▸ **Information provided**

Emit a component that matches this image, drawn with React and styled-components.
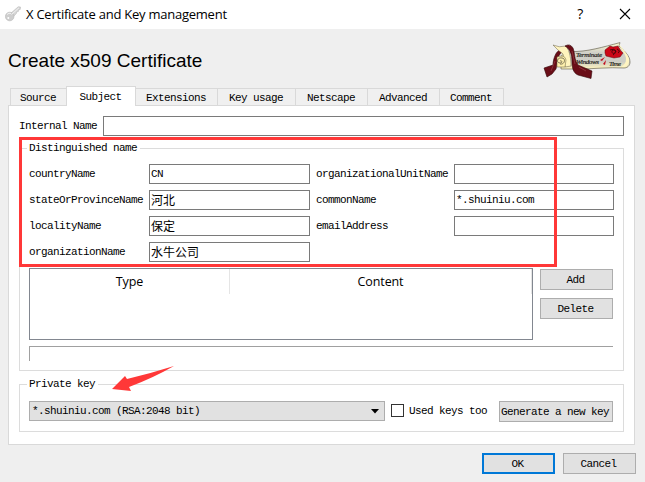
import React from "react";
import styled, { createGlobalStyle } from "styled-components";

const Global = createGlobalStyle`
  *, *::before, *::after { box-sizing: border-box; }
  body { margin: 0; overflow: hidden; background: #f0f0f0; }
`;

const Dialog = styled.div`
  position: relative;
  width: 645px;
  height: 482px;
  background: #efefef;
  color: #000;
  font: 11px/14px "Liberation Mono", "Noto Sans CJK SC", monospace;
  letter-spacing: -0.6px;
  white-space: pre;
  overflow: hidden;
`;

const TitleBar = styled.header`
  display: flex;
  align-items: center;
  height: 29px;
  padding: 0 14px 2px 5px;
  background: #fff;
`;

const TitleText = styled.span`
  flex: 1;
  margin-left: 5px;
  font: 13px/20px "Open Sans", "Noto Sans", sans-serif;
  letter-spacing: -0.24px;
`;

const HelpButton = styled.span`
  width: 10px;
  margin-right: 34px;
  font: 500 14px/20px "Open Sans", sans-serif;
  text-align: center;
`;

const Heading = styled.div`
  display: flex;
  justify-content: space-between;
  height: 57px;
  padding: 13px 14px 0 8px;
`;

const HeadingText = styled.h1`
  margin: 8px 0 0;
  font: 19px/22px "Liberation Sans", Arial, sans-serif;
  letter-spacing: 0;
`;

const Tabs = styled.nav`
  display: flex;
  align-items: flex-end;
  height: 19px;
  padding-left: 10px;
`;

const Tab = styled.div`
  position: relative;
  width: ${(p) => p.$width}px;
  height: ${(p) => (p.$active ? 20 : 17)}px;
  margin-bottom: ${(p) => (p.$active ? -1 : 0)}px;
  padding: ${(p) => (p.$active ? 3 : 2)}px 1px 0 0;
  border: 1px solid #d9d9d9;
  border-width: ${(p) => (p.$active ? "1px 1px 0" : "1px 0 0 1px")};
  background: ${(p) => (p.$active ? "#fff" : "#f0f0f0")};
  text-align: center;
  z-index: ${(p) => (p.$active ? 1 : 0)};
  &:last-child { border-right-width: 1px; }
  ${(p) => p.$afterActive && "border-left-width: 0;"}
`;

const Pane = styled.main`
  display: flex;
  flex-direction: column;
  width: 627px;
  height: 340px;
  margin-left: 8px;
  padding: 10px;
  border: 1px solid #d9d9d9;
  background: #fff;
`;

const InternalRow = styled.div`
  display: flex;
  align-items: center;
  width: 605px;
`;

const FieldLabel = styled.label`
  width: ${(p) => p.$width}px;
  flex: none;
`;

const Input = styled.div`
  flex: 1;
  height: 20px;
  padding: 2px 0 0 1px;
  border: 1px solid #7a7a7a;
  background: #fff;
`;

const Cjk = styled.span`
  display: block;
  margin-top: -1px;
  font: 12px/15px "Noto Sans CJK SC", sans-serif;
  letter-spacing: 0;
`;

const Group = styled.section`
  width: 605px;
  height: ${(p) => p.$height}px;
  margin-top: ${(p) => p.$top}px;
  border: 1px solid #dcdcdc;
`;

const Legend = styled.div`
  width: max-content;
  height: 14px;
  margin: -8px 0 0 7px;
  padding: 0 3px 0 2px;
  background: #fff;
`;

const NameGrid = styled.div`
  display: grid;
  grid-template-columns: 281px 298px;
  column-gap: 6px;
  row-gap: 6px;
  margin: 9px 0 0 9px;
`;

const NameField = styled.div`
  display: flex;
  align-items: center;
`;

const TableRow = styled.div`
  display: flex;
  gap: 7px;
  margin: 6px 0 0 9px;
`;

const Table = styled.div`
  width: 504px;
  height: 72px;
  border: 1px solid #828790;
`;

const TableHead = styled.div`
  display: flex;
  height: 25px;
  font: 12.5px/25px "Open Sans", "Noto Sans", sans-serif;
  letter-spacing: -0.1px;
  text-align: center;
`;

const HeadCell = styled.div`
  width: ${(p) => p.$width}px;
  border-right: 1px solid #e5e5e5;
`;

const ButtonColumn = styled.div`
  display: flex;
  flex-direction: column;
  gap: 8px;
  padding-top: 1px;
`;

const Button = styled.button`
  width: ${(p) => p.$width || 73}px;
  height: 21px;
  flex: none;
  padding: 1px 2px 0 0;
  border: ${(p) => (p.$primary ? "2px solid #0078d7" : "1px solid #adadad")};
  background: #e1e1e1;
  color: #000;
  font: inherit;
  letter-spacing: inherit;
  text-align: center;
`;

const Status = styled.div`
  width: 584px;
  height: 15px;
  margin: 6px 0 0 9px;
  border: solid #a0a0a0;
  border-width: 1px 0 0 1px;
`;

const KeyRow = styled.div`
  display: flex;
  align-items: flex-start;
  margin: 10px 0 0 9px;
`;

const Combo = styled.div`
  display: flex;
  justify-content: space-between;
  width: 356px;
  height: 20px;
  padding: 2px 5px 0 2px;
  border: 1px solid #adadad;
  background: #e1e1e1;
`;

const Caret = styled.svg`
  margin-top: 5px;
`;

const Checkbox = styled.span`
  width: 13px;
  height: 13px;
  margin: 3px 5px 0 6px;
  border: 1px solid #333;
  background: #fff;
`;

const CheckLabel = styled.span`
  width: 90px;
  padding-top: 3px;
`;

const Footer = styled.footer`
  display: flex;
  justify-content: flex-end;
  gap: 8px;
  padding: 8px 9px 0 0;
`;

const Highlight = styled.div`
  position: absolute;
  left: 19px;
  top: 137px;
  width: 538px;
  height: 130px;
  border: 3px solid #ff3838;
  z-index: 2;
`;

const Arrow = styled.svg`
  position: absolute;
  left: 110px;
  top: 364px;
  z-index: 2;
`;

const KeyIcon = () => (
  <svg width="16" height="16" viewBox="0 0 16 16">
    <path d="M5.5 7.5 13.2.8l2.3.2-.3 2.5-1.7.4-.2 1.7-1.7.2-.2 1.6L8.5 10.5z" fill="#d6d6d6" stroke="#bbb" strokeWidth=".6" />
    <circle cx="4.7" cy="10.5" r="4.3" fill="#cecece" stroke="#b8b8b8" strokeWidth=".6" />
    <path d="M6.5 8.5 14 1.8M2 8.5q2-2 4-1" stroke="#f2f2f2" fill="none" />
    <circle cx="3.3" cy="12" r="1" fill="#fff" />
  </svg>
);

const Scroll = () => (
  <svg width="88" height="38" viewBox="0 0 88 38">
    <defs>
      <linearGradient id="paper" x1="0" y1="0" x2="0" y2="1">
        <stop offset="0" stopColor="#fffbd0" />
        <stop offset=".38" stopColor="#d0d0c8" />
        <stop offset=".72" stopColor="#cdcdc5" />
        <stop offset="1" stopColor="#fff5bd" />
      </linearGradient>
    </defs>
    <path d="M28 9.5C44 10 60 5 77 .6L76 4c4 4 11 9 11 16 0 4-3 6-6 6-16-1-30 1-46 1H18V14z" fill="url(#paper)" stroke="#55513f" strokeWidth=".6" />
    <path d="M76 2c2 6 7 10 7 15 0 4-2 6-5 8h4c6-3 5-9 1-14z" fill="#fff5c1" />
    <path d="M18 9q7 2 9 15h-6z" fill="#d9d4ac" />
    <path d="M17 8c-4 1-7 9-7 15l-9 3 3 9 5-3 4-5c2-8 1-13 6-17z" fill="#6a0d17" stroke="#330507" strokeWidth=".6" />
    <path d="M10 3q6 3 13 1c4 5 5 14 5 20l-6 1-2-13-5-4z" fill="#fff4bd" stroke="#665e45" strokeWidth=".5" />
    <path d="M22 4q5-3 8 2c2 5 1 12 5 17l14 6-1 7.5-13-3.5c-5-2-6-8-6-13 0-8-2-13-7-16z" fill="#6a0d17" stroke="#330507" strokeWidth=".6" />
    <path d="m29 9 3 13m4 3 7 4m-31-10-4 10" stroke="#9a4a4f" strokeWidth=".6" fill="none" />
    <path d="M14 15q8-3 9 3l-1 7h-8z" fill="#fff1ad" stroke="#655c3e" strokeWidth=".5" />
    <path d="M17 22c5 1 6-6 2-6-5-1-6 5-2 5 3 0 2-3 0-2" fill="none" stroke="#494337" strokeWidth=".7" />
    <g fill="#171712" stroke="#171712" strokeWidth=".15" fontFamily="Liberation Serif" fontStyle="italic" fontSize="7" letterSpacing="0">
      <text x="33" y="15" textLength="26">Terminate</text>
      <text x="33" y="22" textLength="23">Windows</text>
      <text x="66" y="24" textLength="12">Time</text>
    </g>
    <path d="m62 8 5-4 3 1 5-1 3 5 2 2-3 4-6 1-4-1-4-1-1-3z" fill="#cb0716" stroke="#630811" strokeWidth=".5" />
    <path d="M67 8q4-2 6 1c-2 5-6 1-3-1 4 0 3 3 0 5m4-6q4 2 1 4" fill="none" stroke="#410508" strokeWidth=".9" />
    <path d="m57 18 5-3-3 4zM60 22l3-4-1 5z" fill="#c20d1d" />
  </svg>
);

const Field = ({ label, value, cjk, labelWidth }) => (
  <NameField>
    <FieldLabel $width={labelWidth}>{label}</FieldLabel>
    <Input>{cjk ? <Cjk>{value}</Cjk> : value}</Input>
  </NameField>
);

export default function App() {
  return (
    <Dialog>
      <Global />
      <TitleBar>
        <KeyIcon />
        <TitleText>X Certificate and Key management</TitleText>
        <HelpButton>?</HelpButton>
        <svg width="12" height="12" viewBox="0 0 12 12">
          <path d="M1 1l10 10M11 1 1 11" stroke="#000" strokeWidth="1.1" />
        </svg>
      </TitleBar>
      <Heading>
        <HeadingText>Create x509 Certificate</HeadingText>
        <Scroll />
      </Heading>
      <Tabs>
        <Tab $width={56}>Source</Tab>
        <Tab $width={70} $active>Subject</Tab>
        <Tab $width={81} $afterActive>Extensions</Tab>
        <Tab $width={78}>Key usage</Tab>
        <Tab $width={72}>Netscape</Tab>
        <Tab $width={72}>Advanced</Tab>
        <Tab $width={65}>Comment</Tab>
      </Tabs>
      <Pane>
        <InternalRow>
          <FieldLabel $width={84}>Internal Name</FieldLabel>
          <Input />
        </InternalRow>
        <Group $height={223} $top={12}>
          <Legend>Distinguished name</Legend>
          <NameGrid>
            <Field labelWidth={120} label="countryName" value="CN" />
            <Field labelWidth={138} label="organizationalUnitName" />
            <Field labelWidth={120} label="stateOrProvinceName" value="河北" cjk />
            <Field labelWidth={138} label="commonName" value="*.shuiniu.com" />
            <Field labelWidth={120} label="localityName" value="保定" cjk />
            <Field labelWidth={138} label="emailAddress" />
            <Field labelWidth={120} label="organizationName" value="水牛公司" cjk />
          </NameGrid>
          <TableRow>
            <Table>
              <TableHead>
                <HeadCell $width={200}>Type</HeadCell>
                <HeadCell $width={302}>Content</HeadCell>
              </TableHead>
            </Table>
            <ButtonColumn>
              <Button>Add</Button>
              <Button>Delete</Button>
            </ButtonColumn>
          </TableRow>
          <Status />
        </Group>
        <Group $height={48} $top={13}>
          <Legend>Private key</Legend>
          <KeyRow>
            <Combo>
              *.shuiniu.com (RSA:2048 bit)
              <Caret width="8" height="5" viewBox="0 0 8 5"><path d="M0 0h8L4 4.5z" /></Caret>
            </Combo>
            <Checkbox />
            <CheckLabel>Used keys too</CheckLabel>
            <Button $width={114}>Generate a new key</Button>
          </KeyRow>
        </Group>
      </Pane>
      <Footer>
        <Button $primary>OK</Button>
        <Button>Cancel</Button>
      </Footer>
      <Highlight />
      <Arrow width="66" height="30" viewBox="0 0 66 30">
        <path d="M2 25 15 12l2 3Q42 9 64 2 43 14 19 23l2 4z" fill="#ff3838" />
      </Arrow>
    </Dialog>
  );
}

▸ **Exercise directions**
Using the data above, copy each line that contains "components".

▸ **Solution for this exercise**
Emit a component that matches this image, drawn with React and styled-components.
import styled, { createGlobalStyle } from "styled-components";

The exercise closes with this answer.